I love going to the therapist. Where else can you be completely, recklessly honest and not care about offending anyone? I also love trying out new therapists, so that I don't get into a rut of putting anybody's perspective on a pedastal. So thank you, employee assistance program, for providing me with 3 shiny free sessions with a new therapist, whose office is located conveniently right across the street from my apartment!
Growing up in an alcoholic home where the standard rules are to ignore the elephant in the living room and "don't talk, don't trust, don't feel," I learned how to pretend everything was okay when everything was really the farthest thing from okay. Keeping an ever-vigilent eye on the ticking, drunken time bomb and surviving the day was the main priority; I knew so little about myself that up until 2 years ago I couldn't even have told you my favorite color. I'd simply never even considered what I liked or what I wanted. The focus was always on keeping the alcoholic happy so that I could avoid the screaming; I was a stranger to myself. When I got to college and got some distance from the craziness and began to see how messed up it all was, pretending everything was okay became impossible. One Thanksgiving break I sat scowling on the couch and my mother snapped at me, perhaps intuiting that I was on the brink of throwing her precarious dance of denial off kilter.

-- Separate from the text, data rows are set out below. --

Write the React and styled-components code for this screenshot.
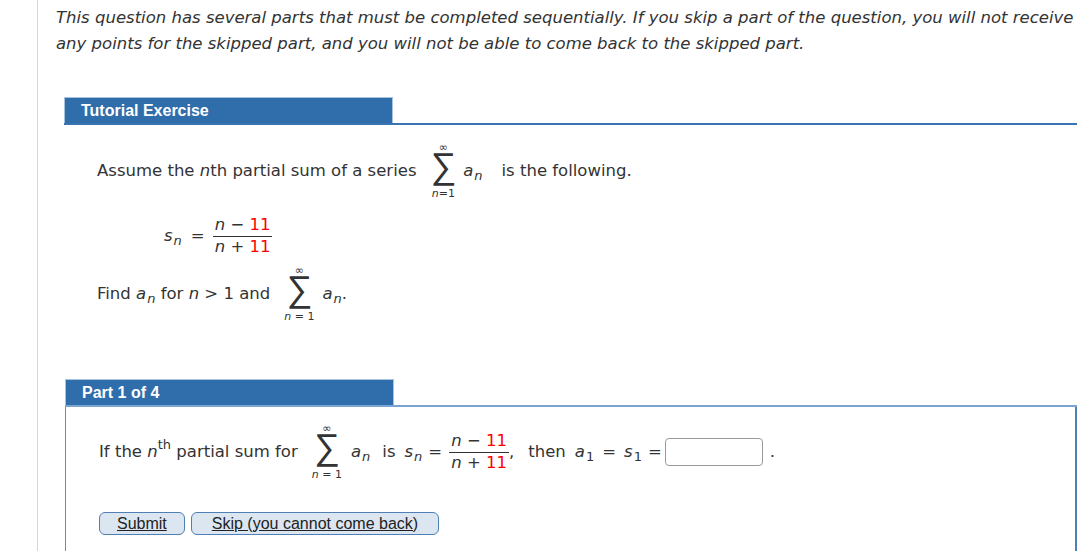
import React from 'react'
import styled, { createGlobalStyle } from 'styled-components'

const GlobalStyle = createGlobalStyle`
  html, body {
    margin: 0;
    overflow: hidden;
    background: #fff;
  }
  body {
    font-family: "DejaVu Sans", Verdana, sans-serif;
    color: #333;
  }
`

const Frame = styled.div`
  margin-left: 37px;
  border-left: 1px solid #d6d6d6;
  padding: 5px 14px 0 18px;
  height: 551px;
  box-sizing: border-box;
`

const Intro = styled.p`
  margin: 0;
  font-size: 16.5px;
  font-style: italic;
  line-height: 26px;
  white-space: nowrap;
`

const Section = styled.section`
  margin: ${p => p.$top}px 0 0 ${p => p.$left}px;
`

const HeadBar = styled.div`
  display: flex;
  border-bottom: 2px solid ${p => p.$line};
`

const Tab = styled.div`
  width: 329px;
  height: 26px;
  box-sizing: border-box;
  padding-left: 16px;
  background: #2f6dab;
  border: 1px solid #a8c3e0;
  border-bottom: none;
  color: #fff;
  font: bold 16px/25px "Liberation Sans", Arial, sans-serif;
`

const Body = styled.div`
  padding: ${p => p.$pad};
  font-size: 16.5px;
  line-height: 20px;
`

const PartBox = styled(Body)`
  border-left: 1px solid #5f8dbd;
  border-right: 2px solid #4f7fb5;
  min-height: 200px;
`

const Line = styled.div`
  display: flex;
  align-items: center;
  white-space: nowrap;
  margin: ${p => p.$m || 0};
`

const V = styled.i`
  font-style: italic;
`

const Sub = styled.span`
  font-size: 13px;
  font-style: ${p => (p.$upright ? 'normal' : 'italic')};
  position: relative;
  top: 5px;
  margin-left: 1px;
`

const Sup = styled.span`
  font-size: 13px;
  position: relative;
  top: -7px;
`

const Red = styled.span`
  color: #f00;
`

const Gap = styled.span`
  display: inline-block;
  width: ${p => p.$w}px;
`

const Sum = styled.span`
  display: inline-flex;
  flex-direction: column;
  align-items: center;
  margin: ${p => p.$m};
`

const Limit = styled.span`
  height: 12px;
  font-size: 11px;
  line-height: 12px;
  white-space: pre;
  margin-top: ${p => p.$mt || 0}px;
`

const Sigma = styled.span`
  display: block;
  position: relative;
  top: -2px;
  height: 24px;
  margin-top: 2px;
  font-family: "DejaVu Sans", sans-serif;
  font-size: 36px;
  font-weight: 200;
  line-height: 24px;
`

const Frac = styled.span`
  display: inline-flex;
  flex-direction: column;
  align-items: stretch;
  text-align: center;
  margin: ${p => p.$m || 0};
`

const Num = styled.span`
  padding: 0 2px 1px;
  border-bottom: 1px solid #333;
  line-height: 20px;
`

const Den = styled.span`
  line-height: 20px;
`

const Answer = styled.span`
  display: inline-block;
  width: 98px;
  height: 28px;
  box-sizing: border-box;
  border: 1px solid #9a9a9a;
  border-radius: 4px;
  margin: 0 7px 0 3px;
`

const Buttons = styled.div`
  display: flex;
  gap: 6px;
  margin-top: 31px;
`

const Btn = styled.button`
  height: 23px;
  padding: 0 ${p => p.$pad}px;
  box-sizing: border-box;
  background: #dbe6f1;
  border: 1px solid #4f7fb5;
  border-radius: 6px;
  color: #222;
  font: 16px/20px "Liberation Sans", Arial, sans-serif;
  text-decoration: underline;
`

const SumBlock = ({ lower, m }) => (
  <Sum $m={m}>
    <Limit>∞</Limit>
    <Sigma>∑</Sigma>
    <Limit $mt={8}>
      <V>n</V>
      {lower}
    </Limit>
  </Sum>
)

const Fraction = ({ m }) => (
  <Frac $m={m}>
    <Num>
      <V>n</V> − <Red>11</Red>
    </Num>
    <Den>
      <V>n</V> + <Red>11</Red>
    </Den>
  </Frac>
)

export default function App() {
  return (
    <>
      <GlobalStyle />
      <Frame>
        <Intro>
          This question has several parts that must be completed sequentially. If you skip a part of the question, you will not receive
          <br />
          any points for the skipped part, and you will not be able to come back to the skipped part.
        </Intro>

        <Section $top={40} $left={8}>
          <HeadBar $line="#3a74b0">
            <Tab>Tutorial Exercise</Tab>
          </HeadBar>
          <Body $pad="17px 0 0 33px">
            <Line>
              Assume the&nbsp;<V>n</V>th partial sum of a series
              <SumBlock lower="=1" m="0 7px 0 14px" />
              <V>a</V>
              <Sub>n</Sub>
              <Gap $w={19} />
              is the following.
            </Line>
            <Line $m="15px 0 0 67px">
              <V>s</V>
              <Sub>n</Sub>
              <Gap $w={9} />=
              <Fraction m="0 0 0 8px" />
            </Line>
            <Line $m="8px 0 0">
              Find&nbsp;<V>a</V>
              <Sub>n</Sub>&nbsp;for&nbsp;<V>n</V>&nbsp;&gt; 1 and
              <SumBlock lower=" = 1" m="0 8px 0 14px" />
              <V>a</V>
              <Sub>n</Sub>.
            </Line>
          </Body>
        </Section>

        <Section $top={56} $left={9}>
          <HeadBar $line="#7aa5d2">
            <Tab>Part 1 of 4</Tab>
          </HeadBar>
          <PartBox $pad="16px 0 0 33px">
            <Line>
              If the&nbsp;<V>n</V>
              <Sup>th</Sup>&nbsp;partial sum for
              <SumBlock lower=" = 1" m="0 9px 0 14px" />
              <V>a</V>
              <Sub>n</Sub>
              <Gap $w={12} />
              is
              <Gap $w={9} />
              <V>s</V>
              <Sub>n</Sub>
              <Gap $w={6} />=
              <Fraction m="0 0 0 7px" />
              ,<Gap $w={14} />
              then
              <Gap $w={9} />
              <V>a</V>
              <Sub $upright>1</Sub>
              <Gap $w={8} />=<Gap $w={8} />
              <V>s</V>
              <Sub $upright>1</Sub>
              <Gap $w={6} />=
              <Answer />.
            </Line>
            <Buttons>
              <Btn $pad={17}>Submit</Btn>
              <Btn $pad={20}>Skip (you cannot come back)</Btn>
            </Buttons>
          </PartBox>
        </Section>
      </Frame>
    </>
  )
}
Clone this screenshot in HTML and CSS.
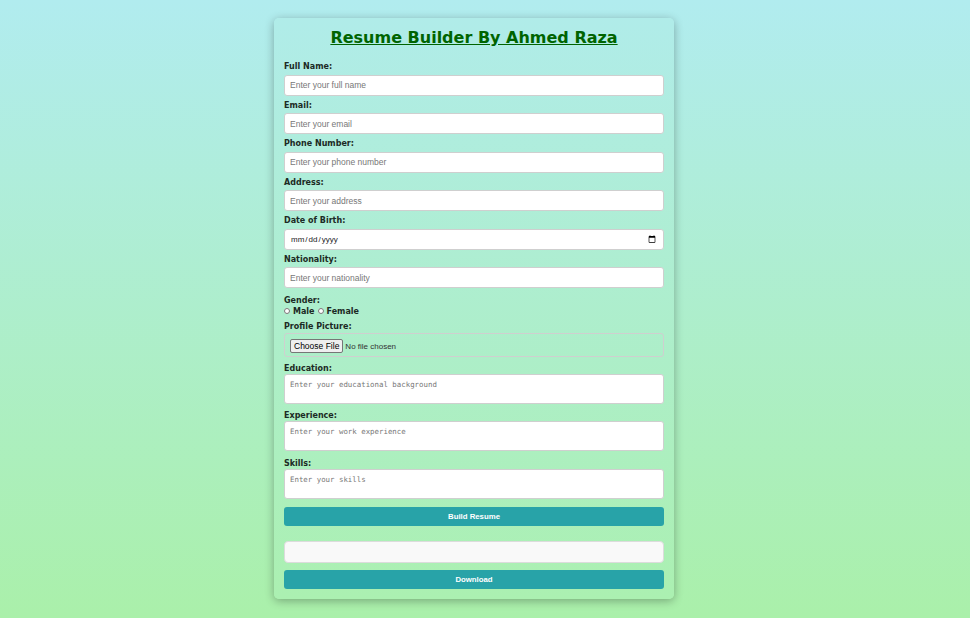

"Slap a smile on your face and be nice to your family" she leered, and this threat became the mantra of my conditioned life.
When I spilled to the new therapist today about how my job is consuming my life and taking away from the time I need to spend on my own recovery, she asked me, "Why don't you just start asking for stuff? Ask for less work. Ask to move deadlines out. Ask to move your desk. And if they don't give it to you? Be disappointed. Look cranky and upset. Stop acting like it's your job to make them happy. Look disappointed the way they'd be disappointed if they didn't get what they want from you" In essence, stop slapping a smile on my face and be as irritated as I feel. What a freeing thought. One that I've been told to do dozens of times already, but was never ready to hear. As always, lessons are repeated until learned. Maybe I'm finally ready to learn it.
I always say I want to have a job where I can be authentic; what happens if I start being authentic in the job that I have now?